TASK DESCRIPTION: Report, word for word, every line of the material that contains "page".

═════ PROVIDED DATA

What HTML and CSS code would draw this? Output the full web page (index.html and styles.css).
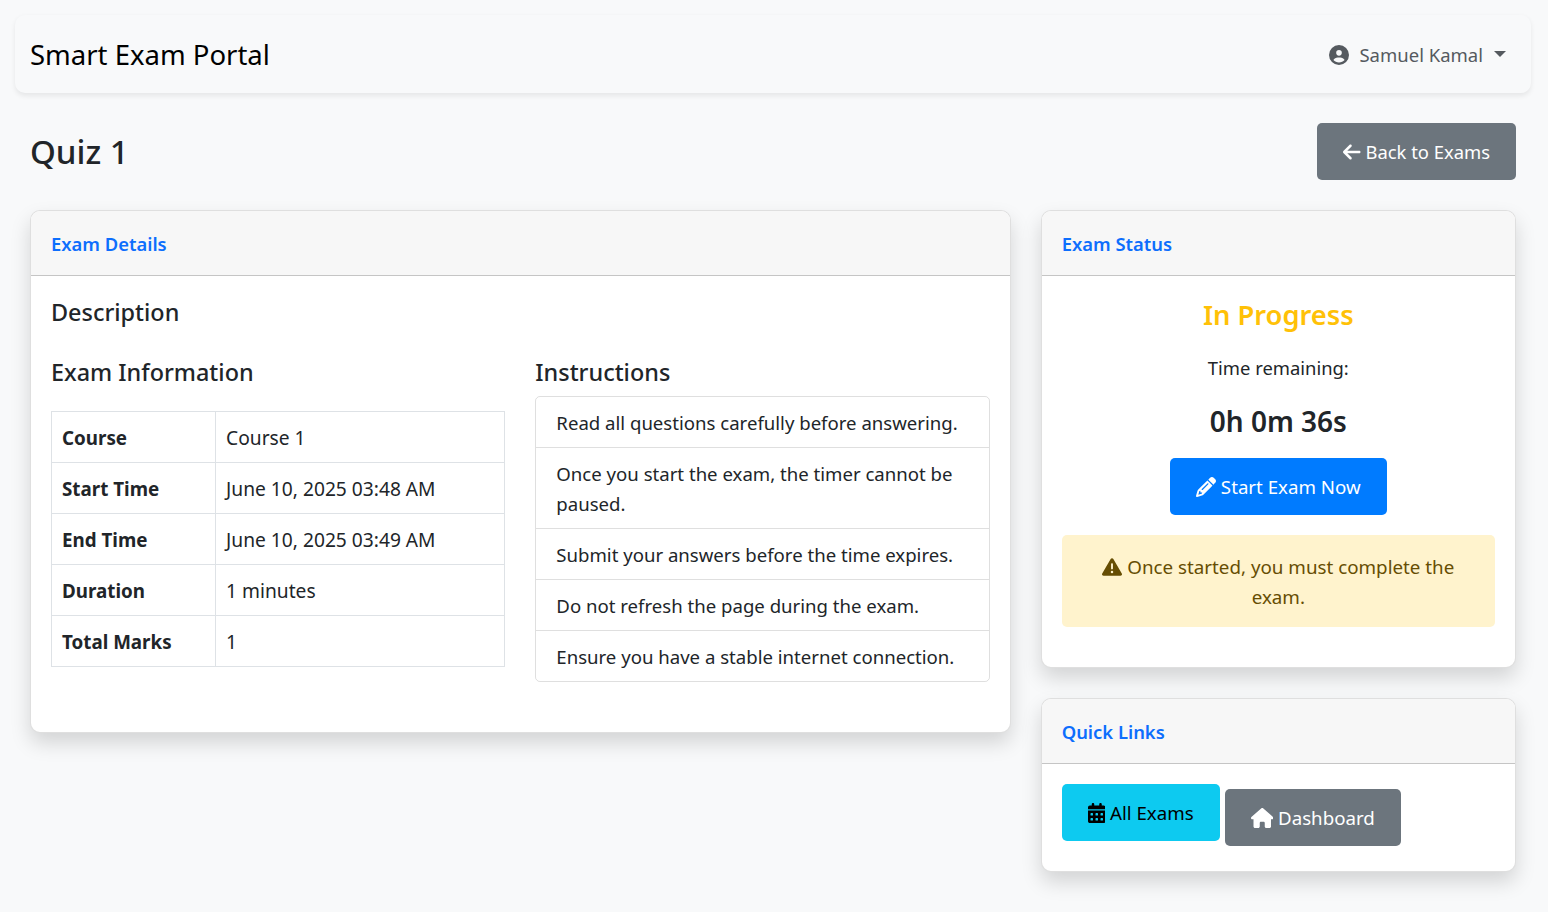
FILE: index.html
```html
<!DOCTYPE html>
<html>
<head>
    <title>Quiz 1 - Smart Exam Portal</title>
    <link rel="stylesheet" href="styles.css">
</head>
<body>
    <nav class="navbar">
        <a class="brand" href="#">Smart Exam Portal</a>
        <a class="user-menu" href="#">
            <svg class="icon" viewBox="0 0 512 512"><path d="M399 384.2C376.9 345.8 335.4 320 288 320H224c-47.4 0-88.9 25.8-111 64.2c35.2 39.2 86.2 63.8 143 63.8s107.8-24.7 143-63.8zM0 256a256 256 0 1 1 512 0A256 256 0 1 1 0 256zm256 16a72 72 0 1 0 0-144 72 72 0 1 0 0 144z"/></svg>
            <span>Samuel Kamal</span>
            <span class="caret"></span>
        </a>
    </nav>

    <main class="page">
        <div class="page-head">
            <h1>Quiz 1</h1>
            <a class="btn btn-secondary" href="#">
                <svg class="icon" viewBox="0 0 448 512"><path d="M9.4 233.4c-12.5 12.5-12.5 32.8 0 45.3l160 160c12.5 12.5 32.8 12.5 45.3 0s12.5-32.8 0-45.3L109.2 288 416 288c17.7 0 32-14.3 32-32s-14.3-32-32-32l-306.7 0L214.6 118.6c12.5-12.5 12.5-32.8 0-45.3s-32.8-12.5-45.3 0l-160 160z"/></svg>
                Back to Exams
            </a>
        </div>

        <div class="layout">
            <section class="card card-details">
                <div class="card-header">Exam Details</div>
                <div class="card-body details-body">
                    <h2 class="heading heading-first">Description</h2>
                    <div class="details-cols">
                        <div>
                            <h2 class="heading">Exam Information</h2>
                            <table class="info-table">
                                <tr><th>Course</th><td>Course 1</td></tr>
                                <tr><th>Start Time</th><td>June 10, 2025 03:48 AM</td></tr>
                                <tr><th>End Time</th><td>June 10, 2025 03:49 AM</td></tr>
                                <tr><th>Duration</th><td>1 minutes</td></tr>
                                <tr><th>Total Marks</th><td>1</td></tr>
                            </table>
                        </div>
                        <div>
                            <h2 class="heading">Instructions</h2>
                            <ul class="list">
                                <li>Read all questions carefully before answering.</li>
                                <li>Once you start the exam, the timer cannot be paused.</li>
                                <li>Submit your answers before the time expires.</li>
                                <li>Do not refresh the page during the exam.</li>
                                <li>Ensure you have a stable internet connection.</li>
                            </ul>
                        </div>
                    </div>
                </div>
            </section>

            <aside class="side">
                <section class="card">
                    <div class="card-header">Exam Status</div>
                    <div class="card-body status-body">
                        <h3 class="status">In Progress</h3>
                        <p class="time-label">Time remaining:</p>
                        <p class="countdown">0h 0m 36s</p>
                        <a class="btn btn-primary" href="#">
                            <svg class="icon" viewBox="0 0 512 512"><path d="M410.3 231l11.3-11.3-33.9-33.9-62.1-62.1L291.7 89.8l-11.3 11.3-22.6 22.6L58.6 322.9c-10.4 10.4-18 23.3-22.2 37.4L1 480.7c-2.5 8.4-.2 17.5 6.1 23.7s15.3 8.5 23.7 6.1l120.3-35.4c14.1-4.2 27-11.8 37.4-22.2L387.7 253.7 410.3 231zM160 399.4l-9.1 22.7c-4 3.1-8.5 5.4-13.3 6.9L59.4 452l23-78.1c1.4-4.9 3.8-9.4 6.9-13.3l22.7-9.1v32c0 8.8 7.2 16 16 16h32zM362.7 18.7L348.3 33.2 325.7 55.8 314.3 67.1l33.9 33.9 62.1 62.1 33.9 33.9 11.3-11.3 22.6-22.6 14.5-14.5c25-25 25-65.5 0-90.5L453.3 18.7c-25-25-65.5-25-90.5 0zm-47.4 168l-144 144c-6.2 6.2-16.4 6.2-22.6 0s-6.2-16.4 0-22.6l144-144c6.2-6.2 16.4-6.2 22.6 0s6.2 16.4 0 22.6z"/></svg>
                            Start Exam Now
                        </a>
                        <div class="alert">
                            <svg class="icon" viewBox="0 0 512 512"><path d="M256 32c14.2 0 27.3 7.5 34.5 19.8l216 368c7.3 12.4 7.3 27.7 .2 40.1S486.3 480 472 480H40c-14.3 0-27.6-7.7-34.7-20.1s-7-27.8 .2-40.1l216-368C228.7 39.5 241.8 32 256 32zm0 128c-13.3 0-24 10.7-24 24V296c0 13.3 10.7 24 24 24s24-10.7 24-24V184c0-13.3-10.7-24-24-24zm32 224a32 32 0 1 0 -64 0 32 32 0 1 0 64 0z"/></svg>
                            Once started, you must complete the exam.
                        </div>
                    </div>
                </section>

                <section class="card">
                    <div class="card-header">Quick Links</div>
                    <div class="card-body links-body">
                        <a class="btn btn-info" href="#">
                            <svg class="icon" viewBox="0 0 448 512"><path d="M128 0c17.7 0 32 14.3 32 32V64H288V32c0-17.7 14.3-32 32-32s32 14.3 32 32V64h48c26.5 0 48 21.5 48 48v48H0V112C0 85.5 21.5 64 48 64H96V32c0-17.7 14.3-32 32-32zM0 192H448V464c0 26.5-21.5 48-48 48H48c-26.5 0-48-21.5-48-48V192zm64 80v32c0 8.8 7.2 16 16 16h32c8.8 0 16-7.2 16-16V272c0-8.8-7.2-16-16-16H80c-8.8 0-16 7.2-16 16zm128 0v32c0 8.8 7.2 16 16 16h32c8.8 0 16-7.2 16-16V272c0-8.8-7.2-16-16-16H208c-8.8 0-16 7.2-16 16zm144-16c-8.8 0-16 7.2-16 16v32c0 8.8 7.2 16 16 16h32c8.8 0 16-7.2 16-16V272c0-8.8-7.2-16-16-16H336zM64 400v32c0 8.8 7.2 16 16 16h32c8.8 0 16-7.2 16-16V400c0-8.8-7.2-16-16-16H80c-8.8 0-16 7.2-16 16zm144-16c-8.8 0-16 7.2-16 16v32c0 8.8 7.2 16 16 16h32c8.8 0 16-7.2 16-16V400c0-8.8-7.2-16-16-16H208zm112 16v32c0 8.8 7.2 16 16 16h32c8.8 0 16-7.2 16-16V400c0-8.8-7.2-16-16-16H336c-8.8 0-16 7.2-16 16z"/></svg>
                            All Exams
                        </a>
                        <a class="btn btn-secondary btn-shifted" href="#">
                            <svg class="icon" viewBox="0 0 576 512"><path d="M575.8 255.5c0 18-15 32.1-32 32.1h-32l.7 160.2c0 2.7-.2 5.4-.5 8.1V472c0 22.1-17.9 40-40 40H456c-1.1 0-2.2 0-3.3-.1c-1.4 .1-2.8 .1-4.2 .1H416 392c-22.1 0-40-17.9-40-40V448 384c0-17.7-14.3-32-32-32H256c-17.7 0-32 14.3-32 32v64 24c0 22.1-17.9 40-40 40H160 128.1c-1.5 0-3-.1-4.5-.2c-1.2 .1-2.4 .2-3.6 .2H104c-22.1 0-40-17.9-40-40V360c0-.9 0-1.9 .1-2.8V287.6H32c-18 0-32-14-32-32.1c0-9 3-17 10-24L266.4 8c7-7 15-8 22-8s15 2 21 7L564.8 231.5c8 7 12 15 11 24z"/></svg>
                            Dashboard
                        </a>
                    </div>
                </section>
            </aside>
        </div>
    </main>
</body>
</html>
```

FILE: styles.css
```css
* {
    box-sizing: border-box;
}

body {
    margin: 0;
    padding: 15px 17px 40px 15px;
    min-height: 912px;
    background-color: #f8f9fa;
    color: #212529;
    font-family: "Noto Sans", "Open Sans", sans-serif;
    font-size: 18.8px;
    line-height: 30px;
}

a {
    text-decoration: none;
}

.icon {
    height: 20px;
    width: auto;
    fill: currentColor;
    vertical-align: -3px;
}

.navbar {
    display: flex;
    justify-content: space-between;
    align-items: center;
    height: 78px;
    padding: 2px 25px 0 15px;
    border-radius: 10px;
    background-color: #f8f9fa;
    box-shadow: 0 2.5px 5px rgba(0, 0, 0, 0.075);
}

.brand {
    color: #000;
    font-size: 27.5px;
}

.user-menu {
    display: flex;
    align-items: center;
    gap: 10px;
    color: #555a5f;
    font-size: 18.5px;
}

.caret {
    width: 0;
    height: 0;
    margin: 0 0 3px 1px;
    border-top: 6px solid #555a5f;
    border-left: 6px solid transparent;
    border-right: 6px solid transparent;
}

.page {
    padding: 30px 15px 0;
}

.page-head {
    display: flex;
    justify-content: space-between;
    align-items: center;
    margin-bottom: 30px;
}

.page-head .btn {
    font-size: 18.4px;
}

h1 {
    margin: 0;
    font-size: 33px;
    font-weight: 500;
    line-height: 42px;
}

.btn {
    display: inline-block;
    padding: 12.5px 25px;
    border: 1px solid transparent;
    border-radius: 5px;
    font-size: 18.7px;
    white-space: nowrap;
}

.btn-secondary {
    background-color: #6c757d;
    color: #fff;
}

.btn-primary {
    background-color: #007bff;
    color: #fff;
}

.btn-info {
    background-color: #0dcaf0;
    color: #000;
}

.layout {
    display: grid;
    grid-template-columns: 980.67fr 475.33fr;
    gap: 30px;
    align-items: start;
}

.side {
    display: flex;
    flex-direction: column;
    gap: 30px;
}

.card {
    border: 1px solid rgba(0, 0, 0, 0.125);
    border-radius: 10px;
    background-color: #fff;
    box-shadow: 0 10px 20px rgba(0, 0, 0, 0.15);
    overflow: hidden;
}

.card-header {
    height: 65px;
    padding: 18px 20px 0;
    border-bottom: 1px solid rgba(0, 0, 0, 0.2);
    background-color: #f7f7f7;
    color: #0d6efd;
    font-size: 18.4px;
    font-weight: 600;
}

.card-body {
    padding: 20px;
}

.details-body {
    padding-bottom: 50px;
}

.heading {
    margin: 0 0 10px;
    font-size: 23.4px;
    font-weight: 500;
}

.heading-first {
    margin-top: 1px;
}

.details-cols {
    display: grid;
    grid-template-columns: 1fr 1fr;
    gap: 30px;
    margin-top: 30px;
}

.info-table {
    width: 100%;
    margin-top: 24px;
    border-collapse: collapse;
}

.info-table th,
.info-table td {
    padding: 11px 10px 9px;
    border: 1px solid #dee2e6;
    text-align: left;
}

.info-table td {
    font-size: 19.2px;
}

.info-table th {
    width: 36.2%;
    font-weight: 700;
}

.list {
    margin: -1px 0 0;
    padding: 0;
    list-style: none;
    border: 1px solid rgba(0, 0, 0, 0.125);
    border-radius: 5px;
    font-size: 18.6px;
}

.list li {
    padding: 11px 20px 9px;
    border-bottom: 1px solid rgba(0, 0, 0, 0.125);
}

.list li:last-child {
    border-bottom: none;
}

.status-body {
    text-align: center;
}

.status {
    margin: 1px 0 20px;
    color: #ffc107;
    font-size: 27.3px;
    font-weight: 600;
    line-height: 36px;
}

.time-label {
    margin: 0 0 20px;
    font-size: 18.4px;
}

.countdown {
    margin: 0 0 19px;
    font-size: 28px;
    font-weight: 600;
    line-height: 36px;
}

.alert {
    margin: 20px 0;
    padding: 17px 20px 15px;
    border-radius: 5px;
    background-color: #fff3cd;
    color: #664d03;
}

.links-body {
    display: flex;
    align-items: flex-start;
    gap: 5px;
    padding-bottom: 25px;
}

.btn-shifted {
    margin-top: 5px;
}
```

══════════

PROBLEM SOLUTION:
What HTML and CSS code would draw this? Output the full web page (index.html and styles.css).
    <main class="page">
        <div class="page-head">
                                <li>Do not refresh the page during the exam.</li>
.page {
.page-head {
.page-head .btn {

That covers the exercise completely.